7. "I'm also wondering about the wider applicability of the protocols for working with other communities. There might be a gap between what is appropriate for collaboration with the Zunis and with some other tribe. The applicant might also consider the reception of the protocols for dealing with Native American records that the Society of American Archivists is discussing. The archival community is divided over the implications - it's entirely possible that what results from this project could be met with a variety of questions that the museum profession will want to discuss."
Response: I quite agree! It is critically important for knowledge institutions (like museums, libraries, and archives) to consider the importance of the kind of protocols we are trying to establish within our project. From the beginning, approaching our research in a culturally-appropriate manner has been a key part of for the success of our project. Allowing tribes to control what we believe is their intellectual property reflects a much-needed philosophical shift in creating collaborations with source communities.
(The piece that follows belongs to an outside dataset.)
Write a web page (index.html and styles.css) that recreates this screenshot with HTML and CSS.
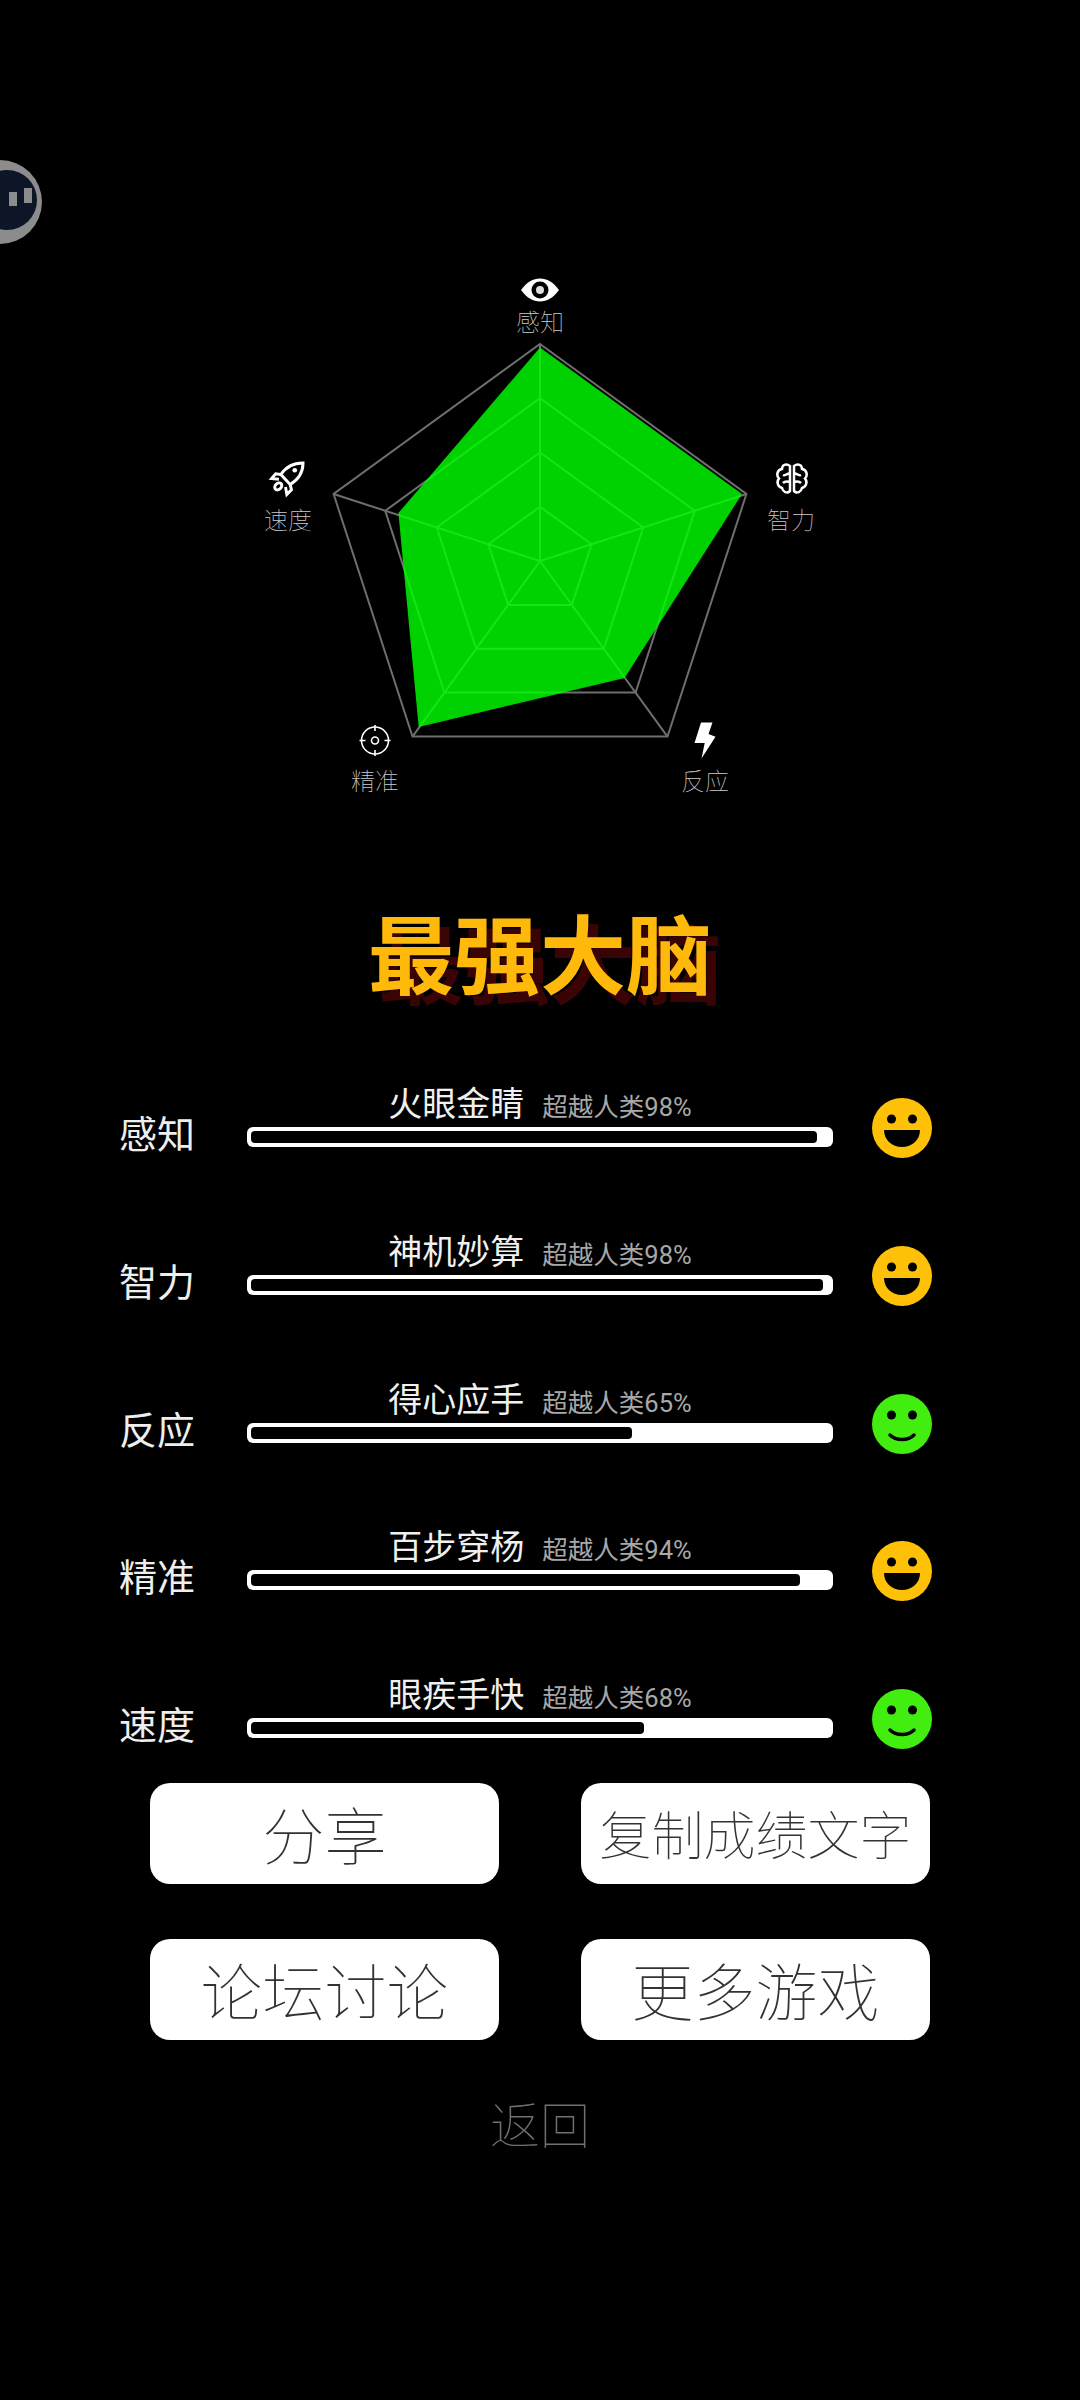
FILE: index.html
```html
<!DOCTYPE html>
<html lang="zh-CN">
<head>
    <meta charset="UTF-8">
    <meta name="viewport" content="width=device-width, initial-scale=1.0">
    <title>最强大脑</title>
    <link rel="stylesheet" href="styles.css">
</head>
<body>
    <div class="page">
        <!-- floating assistant ball, stuck to the left edge -->
        <svg class="float-ball" width="44" height="90" viewBox="0 0 44 90">
            <circle cx="0" cy="45" r="42" fill="#8c8c8c"/>
            <circle cx="7" cy="43" r="30" fill="#0c1626"/>
            <rect x="9" y="35" width="8" height="14" fill="#8c8c8c"/>
            <rect x="24" y="31" width="8" height="15" fill="#8c8c8c"/>
        </svg>

        <svg class="radar" width="1080" height="901" viewBox="0 0 1080 901">
            <g class="grid">
                <polygon points="540,344 746.4,494 667.5,736.6 412.5,736.6 333.6,494"/>
                <polygon points="540,398.3 694.8,510.8 635.6,692.6 444.4,692.6 385.2,510.8"/>
                <polygon points="540,452.5 643.2,527.5 603.8,648.8 476.2,648.8 436.8,527.5"/>
                <polygon points="540,506.8 591.6,544.2 571.9,604.9 508.1,604.9 488.4,544.2"/>
                <line x1="540" y1="561" x2="540" y2="344"/>
                <line x1="540" y1="561" x2="746.4" y2="494"/>
                <line x1="540" y1="561" x2="667.5" y2="736.6"/>
                <line x1="540" y1="561" x2="412.5" y2="736.6"/>
                <line x1="540" y1="561" x2="333.6" y2="494"/>
            </g>
            <polygon class="score" points="540,347.5 742,494 624.6,678 418.7,727 398.4,513"/>

            <!-- eye -->
            <path d="M521 290 C527 282 533 278.500 540 278.500 C547 278.500 553 282 559 290 C553 298 547 301.500 540 301.500 C533 301.500 527 298 521 290 Z" fill="#fff"/>
            <circle cx="540" cy="290" r="8.500" fill="#000"/>
            <circle cx="540" cy="290" r="4" fill="#ddd"/>
            <text class="axis-label" x="540" y="331">感知</text>

            <!-- brain -->
            <g class="icon-line" transform="translate(776 464)">
                <path id="lobe" d="M14 2 C10 -1 6 1 6 5 C1 6 0 11 3 14.500 C0 18 2 23 6 24 C7 28 11 30 14 27 Z M14 9 C11 10 9 12 7 11 M14 18 C11 17 9 17 7 19"/>
                <use href="#lobe" transform="translate(32 0) scale(-1 1)"/>
            </g>
            <text class="axis-label" x="791" y="529">智力</text>

            <!-- bolt -->
            <polygon points="701,722.500 712.500,722.500 708.500,734 715.500,736.700 701.500,758.500 704.700,743 694.500,743" fill="#fff"/>
            <text class="axis-label" x="705" y="790">反应</text>

            <!-- target -->
            <g class="icon-thin">
                <circle cx="375" cy="740.500" r="13.500"/>
                <circle cx="375" cy="740.500" r="3.500"/>
                <path d="M375 725 V731 M375 750 V756 M359.500 740.500 H365.500 M384.500 740.500 H390.500"/>
            </g>
            <text class="axis-label" x="375" y="790">精准</text>

            <!-- rocket -->
            <g class="icon-line" transform="translate(271 462) scale(0.33)">
                <path class="rocket" d="M97 3 C70 3 45 15 30 38 L58 68 C85 52 97 28 97 3 Z"/>
                <path class="rocket" d="M30 38 L14 36 L2 50 L24 52 M58 68 L62 84 L48 98 L44 76"/>
                <ellipse class="rocket" cx="22" cy="74" rx="9" ry="12" transform="rotate(45 22 74)"/>
                <circle cx="72" cy="25" r="7" fill="#fff"/>
            </g>
            <text class="axis-label" x="288" y="529">速度</text>
        </svg>

        <h1 class="title">最强大脑</h1>

        <div class="rows">
            <div class="row">
                <div class="row-name">感知</div>
                <div class="row-main">
                    <div class="caption"><span class="caption-main">火眼金睛</span><span class="caption-sub">超越人类98%</span></div>
                    <div class="bar"><div class="bar-fill" style="width: 98%"></div></div>
                </div>
                <svg class="face" width="60" height="60" viewBox="0 0 60 60">
                    <circle cx="30" cy="30" r="30" fill="#ffc107"/>
                    <circle cx="19.500" cy="21" r="4.500"/>
                    <circle cx="40.500" cy="21" r="4.500"/>
                    <path d="M12 32 H48 C48 42 40 49 30 49 C20 49 12 42 12 32 Z"/>
                </svg>
            </div>
            <div class="row">
                <div class="row-name">智力</div>
                <div class="row-main">
                    <div class="caption"><span class="caption-main">神机妙算</span><span class="caption-sub">超越人类98%</span></div>
                    <div class="bar"><div class="bar-fill" style="width: 99%"></div></div>
                </div>
                <svg class="face" width="60" height="60" viewBox="0 0 60 60">
                    <circle cx="30" cy="30" r="30" fill="#ffc107"/>
                    <circle cx="19.500" cy="21" r="4.500"/>
                    <circle cx="40.500" cy="21" r="4.500"/>
                    <path d="M12 32 H48 C48 42 40 49 30 49 C20 49 12 42 12 32 Z"/>
                </svg>
            </div>
            <div class="row">
                <div class="row-name">反应</div>
                <div class="row-main">
                    <div class="caption"><span class="caption-main">得心应手</span><span class="caption-sub">超越人类65%</span></div>
                    <div class="bar"><div class="bar-fill" style="width: 66%"></div></div>
                </div>
                <svg class="face" width="60" height="60" viewBox="0 0 60 60">
                    <circle cx="30" cy="30" r="30" fill="#42ee10"/>
                    <circle cx="19.500" cy="21" r="4.500"/>
                    <circle cx="40.500" cy="21" r="4.500"/>
                    <path class="smile" d="M18 41 C24 47 36 47 42 41"/>
                </svg>
            </div>
            <div class="row">
                <div class="row-name">精准</div>
                <div class="row-main">
                    <div class="caption"><span class="caption-main">百步穿杨</span><span class="caption-sub">超越人类94%</span></div>
                    <div class="bar"><div class="bar-fill" style="width: 95%"></div></div>
                </div>
                <svg class="face" width="60" height="60" viewBox="0 0 60 60">
                    <circle cx="30" cy="30" r="30" fill="#ffc107"/>
                    <circle cx="19.500" cy="21" r="4.500"/>
                    <circle cx="40.500" cy="21" r="4.500"/>
                    <path d="M12 32 H48 C48 42 40 49 30 49 C20 49 12 42 12 32 Z"/>
                </svg>
            </div>
            <div class="row">
                <div class="row-name">速度</div>
                <div class="row-main">
                    <div class="caption"><span class="caption-main">眼疾手快</span><span class="caption-sub">超越人类68%</span></div>
                    <div class="bar"><div class="bar-fill" style="width: 68%"></div></div>
                </div>
                <svg class="face" width="60" height="60" viewBox="0 0 60 60">
                    <circle cx="30" cy="30" r="30" fill="#42ee10"/>
                    <circle cx="19.500" cy="21" r="4.500"/>
                    <circle cx="40.500" cy="21" r="4.500"/>
                    <path class="smile" d="M18 41 C24 47 36 47 42 41"/>
                </svg>
            </div>
        </div>

        <div class="buttons">
            <button class="btn" type="button">分享</button>
            <button class="btn btn-small" type="button">复制成绩文字</button>
            <button class="btn" type="button">论坛讨论</button>
            <button class="btn" type="button">更多游戏</button>
        </div>

        <div class="back">返回</div>
    </div>
</body>
</html>
```

FILE: styles.css
```css
body {
    margin: 0;
    background-color: #000;
    font-family: "Noto Sans CJK SC", "Noto Sans", sans-serif;
}

.page {
    position: relative;
    width: 1080px;
    height: 2400px;
    overflow: hidden;
    background-color: #000;
}

.float-ball {
    position: absolute;
    left: 0;
    top: 157px;
}

.radar {
    display: block;
}

.grid polygon,
.grid line {
    fill: none;
    stroke: #6e6e6e;
    stroke-width: 2;
}

.score {
    fill: rgba(0, 255, 0, 0.82);
}

.axis-label {
    fill: #cccccc;
    font-size: 24px;
    font-weight: 100;
    text-anchor: middle;
}

.icon-line path,
.icon-line use {
    fill: none;
    stroke: #fff;
    stroke-width: 2.5;
}

.icon-line .rocket {
    fill: none;
    stroke: #fff;
    stroke-width: 9;
}

.icon-thin circle,
.icon-thin path {
    fill: none;
    stroke: #fff;
    stroke-width: 1.6;
}

.title {
    margin: 0;
    height: 100px;
    font-size: 86px;
    line-height: 100px;
    font-weight: 700;
    text-align: center;
    color: #ffb90a;
    text-shadow: 10px 10px 0 #3a0404;
}

.rows {
    display: flex;
    flex-direction: column;
    gap: 69.75px;
    margin-top: 79px;
    padding-left: 119px;
}

.row {
    display: flex;
    align-items: flex-start;
    height: 78px;
}

.row-name {
    width: 128px;
    margin-top: 30px;
    font-size: 38px;
    line-height: 44px;
    color: #eee;
}

.row-main {
    width: 586px;
}

.caption {
    display: flex;
    justify-content: center;
    align-items: baseline;
    gap: 18px;
    height: 44px;
    margin-bottom: 3px;
    line-height: 44px;
}

.caption-main {
    font-size: 34px;
    color: #f0f0f0;
}

.caption-sub {
    font-family: Roboto, "Noto Sans CJK SC", sans-serif;
    font-size: 25.5px;
    color: #a8a8a8;
}

.bar {
    box-sizing: border-box;
    height: 20px;
    padding: 4px;
    background-color: #fff;
    border-radius: 6px;
}

.bar-fill {
    height: 12px;
    background-color: #000;
    border-radius: 4px;
}

.face {
    display: block;
    margin-left: 39px;
    margin-top: 18px;
    fill: #000;
}

.smile {
    fill: none;
    stroke: #000;
    stroke-width: 3.5;
    stroke-linecap: round;
}

.buttons {
    display: grid;
    grid-template-columns: 349px 349px;
    column-gap: 82px;
    row-gap: 55px;
    margin-top: 34px;
    padding-left: 150px;
}

.btn {
    height: 101px;
    padding: 0 0 2px;
    border: none;
    border-radius: 20px;
    background-color: #fff;
    font-family: inherit;
    font-size: 62px;
    font-weight: 100;
    color: #333;
}

.btn-small {
    font-size: 52px;
}

.back {
    margin-top: 50px;
    font-size: 50px;
    line-height: 64px;
    font-weight: 100;
    text-align: center;
    color: #707070;
}
```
Perhaps not all museums are as prepared to regard their collections information in this way, but (in my opinion, at least) unless museums start to approach source communities with this kind of willingess to protect traditional knowledge, they will have a much more challenging time building meaningful collaborations with those communities.
(I've written lots more on this issue of intellectual property protocols in our project in this article: Becvar, Katherine M., and Ramesh Srinivasan. 2009. Indigenous knowledge and culturally-responsive methods in information research. Library Quarterly 79(4): 421-442.)